Run install.packages("renv")# Bootstrapping renv 0.17.2 --------------------------------------------------

  • Downloading renv 0.17.2 ... FAILED
    Error: Error in bootstrap(version, libpath) : failed to download renv 0.17.2
    Calls: source ... eval.parent -> eval -> eval -> eval -> eval -> bootstrap
    Execution halted
    Error: Process completed with exit code 1.

@black-snow I think this is because you are using RSPM (line 34 of your workflow file has use-public-rspm: true) and the Posit/RStudio Package Manager (as far as I can work out) sometimes falls a few days behind CRAN, i.e., version 0.17.2 isn't there yet, so that's why your workflow fails.

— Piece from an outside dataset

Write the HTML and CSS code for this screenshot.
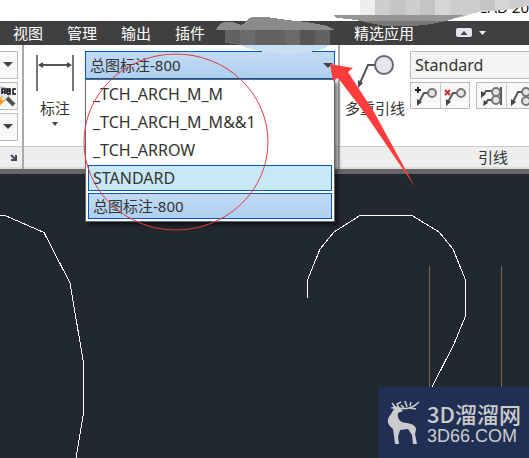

According to https://packagemanager.posit.co/client/#/repos/2/overview there was a snapshot taken on 17th March, but I guess at a time on that day just before 0.17.2 landed on CRAN, so RSPM has 0.17.1 at the moment.

If you comment out use-public-rspm: true or set use-public-rspm: false then you'll obtain the latest renv from CRAN. You can re-enable RSPM in your workflow once RSPM has been updated.

@remlapmot thanks! I didn't know that / notice. I'll give it a spin.

@remlapmot thanks! I didn't know that / notice. I'll give it a spin.

RSPM was updated yesterday,

Screenshot 2023-03-21 at 09 26 41

so I think it should have renv 0.17.2 now.

I think the issues in this thread appear to have been largely resolved; if not, please file a new issue.